In hindsight, we can challenge this statement in a few ways.

Firstly, that just isn’t how the industry has evolved, there is a clear demand from solution providers to retain ownership of aspects of the system and meta information, such as participant lists. Equally, the users of those services are not sophisticated enough to operate their own infrastructure to consume a service. All are willing to compromise certain aspects of the fully decentralized model to meet their current needs better.

Secondly, it didn’t draw the distinction that a database can never be safely detangled and a sub-set of records provided to a member, its representation of each identity’s view of their holding are entwined within a single trust zone and thus can never be considered sovereign. We can view this as taking each private view held by a Corda entity of their subset of the Application Network and collapsing those contexts into a single set subdivided through keys or schema as shown below.

Just as a cryptographic key is only ever as secure as it was insecure, the same is true of data. Extracting records from something all had access to is a very different proposition from those that were always segregated. That centralized database would have made accounts of its participants, not leaving them as sovereign entities that could choose to relocate and run their own infrastructure when the time came. Progressive Decentralization is a clear demand from those investigating the technology.

Thirdly, it was considered that whilst there were technical solutions, such as sandboxing and encryption at rest, that allow untrusted third parties to host infrastructure, those were not mature enough at the time to embed within a solution. However, over the intervening years, engaging with techniques such as R3s Corda’s own Sandboxing technology means we’re making strides toward delivering this vision and can thus alter the threat model accordingly.

Finally, as shown above, those maximalists with strong use cases can still deploy and use Corda 5 in the same manner as Corda 4. It is extremely important to note that just because you can use Corda 5 to scale locally for a number of identities, one does not have to.
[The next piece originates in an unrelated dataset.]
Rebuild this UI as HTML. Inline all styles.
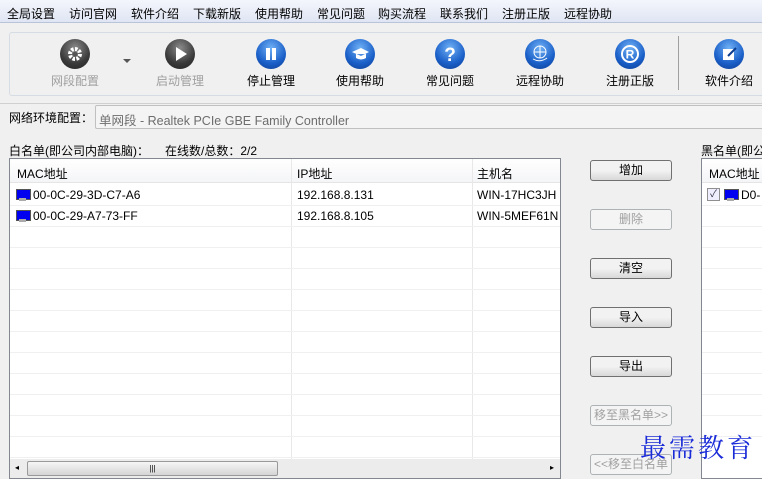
<!DOCTYPE html>
<html><head><meta charset="utf-8"><style>
*{margin:0;padding:0;box-sizing:border-box}
body{width:762px;height:479px;overflow:hidden;background:#f0f0f0;font-family:"Liberation Sans","Noto Sans CJK SC",sans-serif;font-size:12px;color:#000;position:relative}
.a{position:absolute;white-space:nowrap}
#menu{position:absolute;left:0;top:0;width:762px;height:23px;background:linear-gradient(#f4f6fc,#dfe5f3);border-bottom:1px solid #b9c3d9}
#menu span{position:absolute;top:5px}
#tb{position:absolute;left:9px;top:32px;width:760px;height:64px;border:1px solid #d6dce4;border-right:none;background:#f0f0f0;border-radius:3px}
.ic{position:absolute;top:39px;width:30px;height:30px;border-radius:50%}
.g{background:radial-gradient(circle at 50% 30%,#8a8a8a,#3a3a3a 60%,#222)}
.b{background:radial-gradient(circle at 50% 30%,#6fb0f5,#1a5fc8 60%,#0d3d8f)}
.ic svg{position:absolute;left:0;top:0}
.lb{position:absolute;top:72px;width:90px;text-align:center}
.btn{position:absolute;left:590px;width:82px;height:21px;border:1px solid #707070;border-radius:3px;background:linear-gradient(#f2f2f2 50%,#d8d8d8);text-align:center;line-height:19px}
.dis{border-color:#adb2b5;background:#f4f4f4;color:#a0a0a0}
.tbl{position:absolute;background:#fff;border:1px solid #828790}
.row{position:absolute;left:0;height:1px;background:#f0f0f0}
.mon{display:inline-block;width:13px;height:12px;vertical-align:-2px;margin-right:4px;position:relative}
.mon:before{content:"";position:absolute;left:0;top:0;width:13px;height:9px;background:#0000f0;border:1px solid #555}
.mon:after{content:"";position:absolute;left:3px;top:9px;width:7px;height:3px;background:#aaa}
</style></head><body>
<div id="menu">
<span style="left:7px">全局设置</span><span style="left:69px">访问官网</span><span style="left:131px">软件介绍</span><span style="left:193px">下载新版</span><span style="left:255px">使用帮助</span><span style="left:317px">常见问题</span><span style="left:378px">购买流程</span><span style="left:440px">联系我们</span><span style="left:502px">注册正版</span><span style="left:564px">远程协助</span>
</div>
<div id="tb"></div>
<div class="ic g" style="left:60px"><svg width="30" height="30"><circle cx="15" cy="15" r="5" fill="none" stroke="#fff" stroke-width="4" stroke-dasharray="2.5 1.4"/><circle cx="15" cy="15" r="2" fill="#555"/></svg></div>
<div class="a" style="left:123px;top:59px;width:0;height:0;border-left:4px solid transparent;border-right:4px solid transparent;border-top:4px solid #555"></div>
<div class="ic g" style="left:165px"><svg width="30" height="30"><path d="M11 8 L22 15 L11 22Z" fill="#fff"/></svg></div>
<div class="ic b" style="left:256px"><svg width="30" height="30"><rect x="10" y="9" width="4" height="12" fill="#fff"/><rect x="16" y="9" width="4" height="12" fill="#fff"/></svg></div>
<div class="ic b" style="left:345px"><svg width="30" height="30"><path d="M7 13 L16 9 L24 13 L16 17Z M11 15 v4 q5 3 10 0 v-4" fill="#fff"/></svg></div>
<div class="ic b" style="left:435px"><svg width="30" height="30"><text x="15" y="22" font-size="19" font-weight="bold" fill="#fff" text-anchor="middle" font-family="Liberation Sans">?</text></svg></div>
<div class="ic b" style="left:525px"><svg width="30" height="30"><circle cx="15" cy="13" r="6" fill="none" stroke="#fff"/><path d="M9 13h12M15 7v12M8 20q7 4 14 -1" fill="none" stroke="#fff"/></svg></div>
<div class="ic b" style="left:615px"><svg width="30" height="30"><circle cx="15" cy="15" r="8" fill="none" stroke="#fff" stroke-width="2"/><text x="15" y="19.5" font-size="12" font-weight="bold" fill="#fff" text-anchor="middle" font-family="Liberation Sans">R</text></svg></div>
<div class="a" style="left:678px;top:36px;width:1px;height:54px;background:#a0a0a0"></div>
<div class="ic b" style="left:714px"><svg width="30" height="30"><rect x="9" y="10" width="11" height="11" fill="#fff"/><path d="M14 17 L22 9" stroke="#0d3d8f" stroke-width="2"/></svg></div>
<div class="lb" style="left:30px;color:#a0a0a0">网段配置</div>
<div class="lb" style="left:135px;color:#a0a0a0">启动管理</div>
<div class="lb" style="left:226px">停止管理</div>
<div class="lb" style="left:315px">使用帮助</div>
<div class="lb" style="left:405px">常见问题</div>
<div class="lb" style="left:495px">远程协助</div>
<div class="lb" style="left:585px">注册正版</div>
<div class="lb" style="left:684px">软件介绍</div>
<div class="a" style="left:0;top:103px;width:762px;height:1px;background:#d0d0d0"></div>
<div class="a" style="left:9px;top:109px">网络环境配置：</div>
<div class="a" style="left:95px;top:105px;width:680px;height:24px;border:1px solid #c0c0c0;border-radius:2px;background:#f4f4f4;color:#6d6d6d;padding:4px 0 0 3px;font-size:12.5px">单网段 - Realtek PCIe GBE Family Controller</div>
<div class="a" style="left:9px;top:142px">白名单(即公司内部电脑)：</div>
<div class="a" style="left:165px;top:142px">在线数/总数：2/2</div>
<div class="tbl" style="left:9px;top:158px;width:552px;height:321px">
<div class="a" style="left:0;top:0;width:550px;height:24px;background:linear-gradient(#fff,#f4f5f7);border-bottom:1px solid #e5e5e5"></div>
<div class="a" style="left:7px;top:6px">MAC地址</div><div class="a" style="left:287px;top:6px">IP地址</div><div class="a" style="left:467px;top:6px">主机名</div>
<div class="a" style="left:281px;top:0;width:1px;height:300px;background:#e8e8e8"></div>
<div class="a" style="left:462px;top:0;width:1px;height:300px;background:#e8e8e8"></div>
<div class="a" style="left:6px;top:29px"><span class="mon"></span>00-0C-29-3D-C7-A6</div><div class="a" style="left:287px;top:29px">192.168.8.131</div><div class="a" style="left:467px;top:29px;width:83px;overflow:hidden">WIN-17HC3JH</div>
<div class="a" style="left:6px;top:50px"><span class="mon"></span>00-0C-29-A7-73-FF</div><div class="a" style="left:287px;top:50px">192.168.8.105</div><div class="a" style="left:467px;top:50px;width:83px;overflow:hidden">WIN-5MEF61N</div>
<div class="row" style="top:46px;width:550px"></div><div class="row" style="top:67px;width:550px"></div><div class="row" style="top:88px;width:550px"></div><div class="row" style="top:109px;width:550px"></div><div class="row" style="top:130px;width:550px"></div><div class="row" style="top:151px;width:550px"></div><div class="row" style="top:172px;width:550px"></div><div class="row" style="top:193px;width:550px"></div><div class="row" style="top:214px;width:550px"></div><div class="row" style="top:235px;width:550px"></div><div class="row" style="top:256px;width:550px"></div><div class="row" style="top:277px;width:550px"></div><div class="row" style="top:298px;width:550px"></div>
<div class="a" style="left:0;top:300px;width:550px;height:19px;background:#ececec"></div>
<div class="a" style="left:17px;top:302px;width:251px;height:15px;border:1px solid #999;border-radius:2px;background:linear-gradient(#f5f5f5,#d5d5d5);text-align:center;font-size:8px;line-height:13px">|||</div>
<div class="a" style="left:5px;top:304px;font-size:8px">◂</div><div class="a" style="left:540px;top:304px;font-size:8px">▸</div>
</div>
<div class="btn" style="top:160px">增加</div>
<div class="btn dis" style="top:209px">删除</div>
<div class="btn" style="top:258px">清空</div>
<div class="btn" style="top:307px">导入</div>
<div class="btn" style="top:356px">导出</div>
<div class="btn dis" style="top:405px">移至黑名单&gt;&gt;</div>
<div class="btn dis" style="top:454px">&lt;&lt;移至白名单</div>
<div class="a" style="left:701px;top:142px">黑名单(即公司</div>
<div class="tbl" style="left:701px;top:158px;width:70px;height:321px">
<div class="a" style="left:0;top:0;width:70px;height:24px;background:linear-gradient(#fff,#f4f5f7);border-bottom:1px solid #e5e5e5"></div>
<div class="a" style="left:7px;top:6px">MAC地址</div>
<div class="a" style="left:5px;top:29px;width:13px;height:13px;border:1px solid #8f8f8f;background:#eef;font-size:10px;line-height:11px;color:#334;text-align:center">✓</div>
<div class="a" style="left:22px;top:29px"><span class="mon"></span>D0-</div>
<div class="row" style="top:46px;width:70px"></div><div class="row" style="top:67px;width:70px"></div><div class="row" style="top:88px;width:70px"></div><div class="row" style="top:109px;width:70px"></div><div class="row" style="top:130px;width:70px"></div><div class="row" style="top:151px;width:70px"></div><div class="row" style="top:172px;width:70px"></div><div class="row" style="top:193px;width:70px"></div><div class="row" style="top:214px;width:70px"></div><div class="row" style="top:235px;width:70px"></div><div class="row" style="top:256px;width:70px"></div><div class="row" style="top:277px;width:70px"></div>
</div>
<div class="a" style="left:640px;top:428px;font-family:'Noto Serif CJK SC',serif;font-size:26px;color:#1a2bd8;letter-spacing:3px">最需教育</div>
</body></html>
Corda 5 introduces the optionality to present prospective network members with a choice, it does not enforce.

It’s all about that load (’bout that load)

Nodes in of themselves really aren’t all that interesting, it’s how they’re connected by applications and transacting between them that makes Corda actually useful to the wider world. Much like an operating system is somewhat pointless with no user-land applications to run, Corda’s value only emerges once those nodes are onboarded to a network (or networks) to transact.
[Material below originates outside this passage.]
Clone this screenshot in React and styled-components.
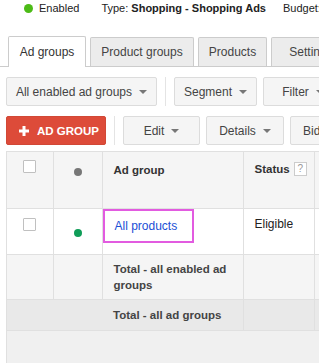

Of course, following on from how networks have emerged, we’ve seen the need for Application Network operators to retain centralized management of infrastructure whilst delivering digital sovereignty to their users (Alice in our example below). Corda and DLT platforms in general are uniquely suited for allowing this model where future, further, decentralization can be easily achieved through simple identity migration.

The physical Corda 4 node is poorly suited to this as each identity requires management regardless of the computational load being put through it.

So what’s the Issue?

The issue with this is that we’ve all forgotten that this just is an implementation detail dating back to the first version of Corda. What matters isn’t how they’re packaged, but the concept themselves and what they allow people to do. Nodes, don’t matter that much, not beyond the convenient shorthand we all use it for. What matters is onboarding identities to networks, executing transactions, and proving the value of DLT solutions.

Virtual Node Aren’t Virtual!

As discussed above, we’ve spent a long time with Corda talking about nodes and centering them within how we ask people to conceptualize DLT, thus asking people to stop overnight would clearly be madness. The problem, of course, is that upon hearing the name virtual node it is logical to assume we’re somehow virtualizing nodes to allow for parallel operation within the same compute instance, allowing one “Corda Node” to operate on behalf of multiple identities.

We’re all familiar with virtualization technology and the abstractions it layers atop the physical instances being virtualized. It is important to take away that this isn’t what a virtual node is within Corda, the concept is far more radical and far-reaching.

What’s in a Flow

To really understand what a virtual node is, we must first dig into what a flow is.

At the highest level, it is a mechanism by which parties come to an agreement over some proposal, with such agreement often taking the form of a successful mutation of a distributed Ledger, a consensus being achieved by all parties that the mutation occurred and was valid. It is a run-to-completion process that can be easily realized through the creation of a CorDapp. Under the hood, Corda parcels this up and distributes the execution to ensure the correct identity is actioning the correct portion of the proposal.

In this example, we are using a Corda 4 implementation where each identity and thus step is hosted by a Corda Node. I’m doing this to highlight how execution in the global network is subdivided across parties.

The State Machine

Digging deeper again, we can see that each node schedules various operations for each step, all orchestrated through a state machine.

It is the state machine that allows Corda to run multiple flows at once, scheduling tasks for different flows as they “wake up” and need servicing, very much like a traditional scheduler in a normal operating system.

Indeed, we can think of the flow framework as a distributed state machine designed to schedule consensus protocol steps. Flows are checkpointed at any stage where they would suspend, that checkpoint is persisted for potential recovery of the flow, and the next flow is scheduled for execution from the point it was previously suspended.

Virtual Nodes

Having gone around the houses, the question remains, “just what is a virtual node”? Our foray into understanding flows answers this.

Corda 5 virtualizes the execution of flow process steps, allowing flows for multiple identities and from multiple applications to be executed within the same compute environment at the same time. An instance of the virtual node is created for long enough to handle the execution steps needed and then allowed to dematerialize.

Thus, a Virtual Node, is the combination of the context of a user and the ephemeral compute instances created to progress a transaction on that identity’s behalf.

At any point in time T, many instances of a virtual node may be executing, the limit governed by the availability of computing units (Flow Workers), with an additional number of flows inflight with other virtual node instances suspended in the checkpoint store.